### Collected material:
┄┄┄┄┄┄

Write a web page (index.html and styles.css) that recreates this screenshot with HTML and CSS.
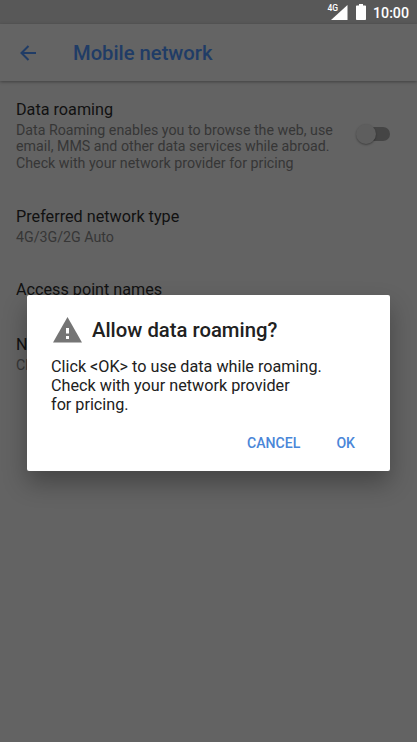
FILE: index.html
```html
<!DOCTYPE html>
<html lang="en">
<head>
    <meta charset="UTF-8">
    <meta name="viewport" content="width=device-width, initial-scale=1.0">
    <title>Mobile network</title>
    <link rel="stylesheet" href="styles.css">
</head>
<body>
    <div class="status-bar">
        <span class="signal-type">4G</span>
        <svg class="signal" width="17" height="15" viewBox="0 0 17 15"><path d="M16.500 0v15H0z" fill="#fff"/></svg>
        <svg class="battery" width="10" height="16" viewBox="0 0 10 16"><path d="M3 0h4v1.500h2.200q.8 0 .8.800v12.900q0 .8-.8.800H.8q-.8 0-.8-.8V2.300q0-.8.800-.8H3z" fill="#fff"/></svg>
        <span class="clock">10:00</span>
    </div>

    <div class="toolbar">
        <svg class="back" width="16" height="16" viewBox="0 0 16 16"><path d="M16 8H1.500M8.500 1L1.500 8l7 7" fill="none" stroke="#203c66" stroke-width="2"/></svg>
        <h1 class="page-title">Mobile network</h1>
    </div>

    <div class="settings">
        <div class="item item-roaming">
            <div>
                <div class="item-title">Data roaming</div>
                <div class="item-text">Data Roaming enables you to browse the web, use<br>email, MMS and other data services while abroad.<br>Check with your network provider for pricing</div>
            </div>
            <div class="switch"><div class="thumb"></div></div>
        </div>
        <div class="item item-type">
            <div class="item-title">Preferred network type</div>
            <div class="item-text">4G/3G/2G Auto</div>
        </div>
        <div class="item item-apn">
            <div class="item-title">Access point names</div>
        </div>
        <div class="item">
            <div class="item-title">N</div>
            <div class="item-text">Ch</div>
        </div>
    </div>

    <div class="dialog">
        <div class="dialog-header">
            <svg class="warning" width="30" height="26" viewBox="0 0 30 26"><path d="M15.500 0L30 25.500H1z" fill="#757575"/><path d="M14 11h3v5.500h-3zM14 19h3v3h-3z" fill="#fff"/></svg>
            <h2 class="dialog-title">Allow data roaming?</h2>
        </div>
        <p class="dialog-text">Click &lt;OK&gt; to use data while roaming.<br>Check with your network provider<br>for pricing.</p>
        <div class="buttons">
            <button class="btn btn-cancel">CANCEL</button>
            <button class="btn btn-ok">OK</button>
        </div>
    </div>
</body>
</html>
```
FILE: styles.css
```css
body{
    margin: 0;
    height: 742px;
    overflow: hidden;
    position: relative;
    background-color: #636363;
    font-family: Roboto, sans-serif;
}
.status-bar{
    height: 24px;
    box-sizing: border-box;
    padding: 4px 8px 0 0;
    display: flex;
    justify-content: flex-end;
    align-items: flex-start;
    background-color: #585858;
    color: #fff;
}
.signal-type{
    font-size: 8.500px;
    line-height: 8px;
    font-weight: 500;
    margin-right: -10px;
}
.signal{
    margin: 1px 8px 0 3px;
}
.battery{
    margin-right: 7px;
}
.clock{
    font-size: 14.200px;
    line-height: 18px;
    font-weight: 500;
}
.toolbar{
    height: 57px;
    display: flex;
    align-items: center;
    padding-left: 20px;
    background-color: #646464;
    box-shadow: 0 1px 3px rgba(0,0,0,0.35);
}
.page-title{
    margin: 0 0 0 37px;
    font-size: 20.200px;
    line-height: 24px;
    font-weight: 500;
    color: #203c66;
}
.settings{
    padding: 19px 16px 0;
}
.item-roaming{
    display: flex;
    justify-content: space-between;
    height: 107px;
}
.item-type{
    height: 73px;
}
.item-apn{
    height: 55px;
}
.item-title{
    font-size: 16.200px;
    line-height: 20px;
    color: #111;
}
.item-text{
    font-size: 14.220px;
    line-height: 16.500px;
    padding-top: 1.500px;
    color: #363636;
    white-space: nowrap;
}
.switch{
    width: 28px;
    height: 14px;
    margin: 27px 11px 0 0;
    border-radius: 7px;
    background-color: #454545;
}
.thumb{
    width: 20px;
    height: 20px;
    margin: -3px 0 0 -6px;
    border-radius: 50%;
    background-color: #5e5e5e;
    box-shadow: 0 1px 2px rgba(0,0,0,0.35);
}
.dialog{
    position: absolute;
    left: 27px;
    top: 295px;
    width: 363px;
    height: 176px;
    box-sizing: border-box;
    padding: 22px 25px 0 24px;
    border-radius: 2px;
    background-color: #fff;
    box-shadow: 0 12px 24px rgba(0,0,0,0.3);
    color: #212121;
}
.dialog-header{
    display: flex;
    align-items: center;
    padding-left: 1px;
}
.dialog-title{
    margin: 0 0 0 10px;
    font-size: 20.300px;
    line-height: 26px;
    font-weight: 500;
}
.dialog-text{
    margin: 13.500px 0 0;
    font-size: 16.200px;
    line-height: 19.200px;
}
.buttons{
    display: flex;
    justify-content: flex-end;
    margin-top: 20px;
    padding-right: 10px;
}
.btn{
    border: none;
    padding: 0;
    background: none;
    font: 500 14.100px/18px Roboto, sans-serif;
    color: #4a86d8;
}
.btn-ok{
    margin-left: 36px;
}
```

┄┄┄┄┄┄

### The request:
Working from the lines above, reproduce the material exactly and exclude its pictures.

### Exercise answer:
Write a web page (index.html and styles.css) that recreates this screenshot with HTML and CSS.
FILE: index.html
```html
<!DOCTYPE html>
<html lang="en">
<head>
    <meta charset="UTF-8">
    <meta name="viewport" content="width=device-width, initial-scale=1.0">
    <title>Mobile network</title>
    <link rel="stylesheet" href="styles.css">
</head>
<body>
    <div class="status-bar">
        <span class="signal-type">4G</span>
        <svg class="signal" width="17" height="15" viewBox="0 0 17 15"><path d="M16.500 0v15H0z" fill="#fff"/></svg>
        <svg class="battery" width="10" height="16" viewBox="0 0 10 16"><path d="M3 0h4v1.500h2.200q.8 0 .8.800v12.900q0 .8-.8.800H.8q-.8 0-.8-.8V2.300q0-.8.800-.8H3z" fill="#fff"/></svg>
        <span class="clock">10:00</span>
    </div>

    <div class="toolbar">
        <svg class="back" width="16" height="16" viewBox="0 0 16 16"><path d="M16 8H1.500M8.500 1L1.500 8l7 7" fill="none" stroke="#203c66" stroke-width="2"/></svg>
        <h1 class="page-title">Mobile network</h1>
    </div>

    <div class="settings">
        <div class="item item-roaming">
            <div>
                <div class="item-title">Data roaming</div>
                <div class="item-text">Data Roaming enables you to browse the web, use<br>email, MMS and other data services while abroad.<br>Check with your network provider for pricing</div>
            </div>
            <div class="switch"><div class="thumb"></div></div>
        </div>
        <div class="item item-type">
            <div class="item-title">Preferred network type</div>
            <div class="item-text">4G/3G/2G Auto</div>
        </div>
        <div class="item item-apn">
            <div class="item-title">Access point names</div>
        </div>
        <div class="item">
            <div class="item-title">N</div>
            <div class="item-text">Ch</div>
        </div>
    </div>

    <div class="dialog">
        <div class="dialog-header">
            <svg class="warning" width="30" height="26" viewBox="0 0 30 26"><path d="M15.500 0L30 25.500H1z" fill="#757575"/><path d="M14 11h3v5.500h-3zM14 19h3v3h-3z" fill="#fff"/></svg>
            <h2 class="dialog-title">Allow data roaming?</h2>
        </div>
        <p class="dialog-text">Click &lt;OK&gt; to use data while roaming.<br>Check with your network provider<br>for pricing.</p>
        <div class="buttons">
            <button class="btn btn-cancel">CANCEL</button>
            <button class="btn btn-ok">OK</button>
        </div>
    </div>
</body>
</html>
```
FILE: styles.css
```css
body{
    margin: 0;
    height: 742px;
    overflow: hidden;
    position: relative;
    background-color: #636363;
    font-family: Roboto, sans-serif;
}
.status-bar{
    height: 24px;
    box-sizing: border-box;
    padding: 4px 8px 0 0;
    display: flex;
    justify-content: flex-end;
    align-items: flex-start;
    background-color: #585858;
    color: #fff;
}
.signal-type{
    font-size: 8.500px;
    line-height: 8px;
    font-weight: 500;
    margin-right: -10px;
}
.signal{
    margin: 1px 8px 0 3px;
}
.battery{
    margin-right: 7px;
}
.clock{
    font-size: 14.200px;
    line-height: 18px;
    font-weight: 500;
}
.toolbar{
    height: 57px;
    display: flex;
    align-items: center;
    padding-left: 20px;
    background-color: #646464;
    box-shadow: 0 1px 3px rgba(0,0,0,0.35);
}
.page-title{
    margin: 0 0 0 37px;
    font-size: 20.200px;
    line-height: 24px;
    font-weight: 500;
    color: #203c66;
}
.settings{
    padding: 19px 16px 0;
}
.item-roaming{
    display: flex;
    justify-content: space-between;
    height: 107px;
}
.item-type{
    height: 73px;
}
.item-apn{
    height: 55px;
}
.item-title{
    font-size: 16.200px;
    line-height: 20px;
    color: #111;
}
.item-text{
    font-size: 14.220px;
    line-height: 16.500px;
    padding-top: 1.500px;
    color: #363636;
    white-space: nowrap;
}
.switch{
    width: 28px;
    height: 14px;
    margin: 27px 11px 0 0;
    border-radius: 7px;
    background-color: #454545;
}
.thumb{
    width: 20px;
    height: 20px;
    margin: -3px 0 0 -6px;
    border-radius: 50%;
    background-color: #5e5e5e;
    box-shadow: 0 1px 2px rgba(0,0,0,0.35);
}
.dialog{
    position: absolute;
    left: 27px;
    top: 295px;
    width: 363px;
    height: 176px;
    box-sizing: border-box;
    padding: 22px 25px 0 24px;
    border-radius: 2px;
    background-color: #fff;
    box-shadow: 0 12px 24px rgba(0,0,0,0.3);
    color: #212121;
}
.dialog-header{
    display: flex;
    align-items: center;
    padding-left: 1px;
}
.dialog-title{
    margin: 0 0 0 10px;
    font-size: 20.300px;
    line-height: 26px;
    font-weight: 500;
}
.dialog-text{
    margin: 13.500px 0 0;
    font-size: 16.200px;
    line-height: 19.200px;
}
.buttons{
    display: flex;
    justify-content: flex-end;
    margin-top: 20px;
    padding-right: 10px;
}
.btn{
    border: none;
    padding: 0;
    background: none;
    font: 500 14.100px/18px Roboto, sans-serif;
    color: #4a86d8;
}
.btn-ok{
    margin-left: 36px;
}
```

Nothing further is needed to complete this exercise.